De son côté, Océane, 20 ans et agente d’accueil, profite de ce temps pour se détacher un maximum de sa passion pour le rap français : « Je suis moins attentive à ce qui sort. Me concentrer sur la musique et son actualité pendant le Ramadan ne me paraît pas cohérent. Je n’attends plus chaque vendredi avec impatience, en particulier parce que le vendredi est un jour saint.

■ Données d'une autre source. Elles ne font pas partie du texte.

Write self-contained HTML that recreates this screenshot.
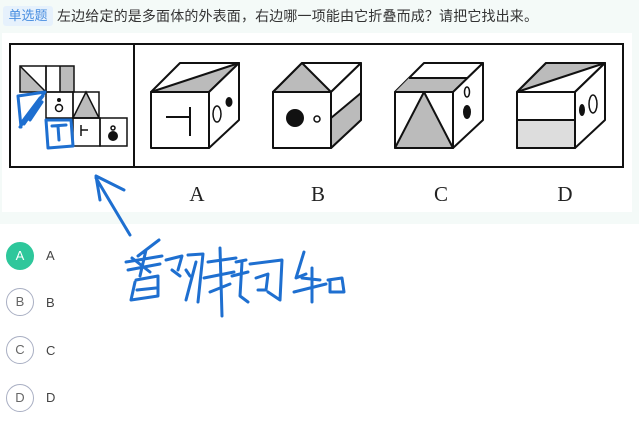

J’ai toujours affilié ce mois à une période creuse du rap français. » 

Le Ramadan peut aussi être une aubaine pour les jeunes artistes en développement qui profitent d’un espace médiatique moins surchargé.

Bien évidemment, il y a toujours des sorties et des événements pendant ce mois, car fort heureusement le rap continue d’exister. Une multitude d’artistes de confession musulmane, ou non, maintiennent leurs activités durant le Ramadan. Souvent des newcomers en développement ou des têtes émergentes qui profitent de ce repos collectif pour élargir la genèse de leurs fanbases en l’absence des sorties des plus gros artistes proches de leurs registres. « Tout dépend des profils, il y a une sorte d’arrêt sur toutes les grosses têtes d’affiche généralement. Les rappeurs plus jeunes et moins identifiés pourront profiter de cette période pour essayer de sortir un projet parce qu’il y a toujours des auditeurs qui écoutent du rap », analyse Narjes Bahhar. 

Une fois le mois de Ramadan écoulé, les artistes font bel et bien leurs retours, notamment dans le studio de l’Adjoint à Marseille. Les annonces de sorties commencent d’ailleurs à pulluler sur les réseaux dès les dix derniers jours de Ramadan. « Une semaine d’adaptation et puis, tout rentre dans l’ordre comme si de rien n’était ».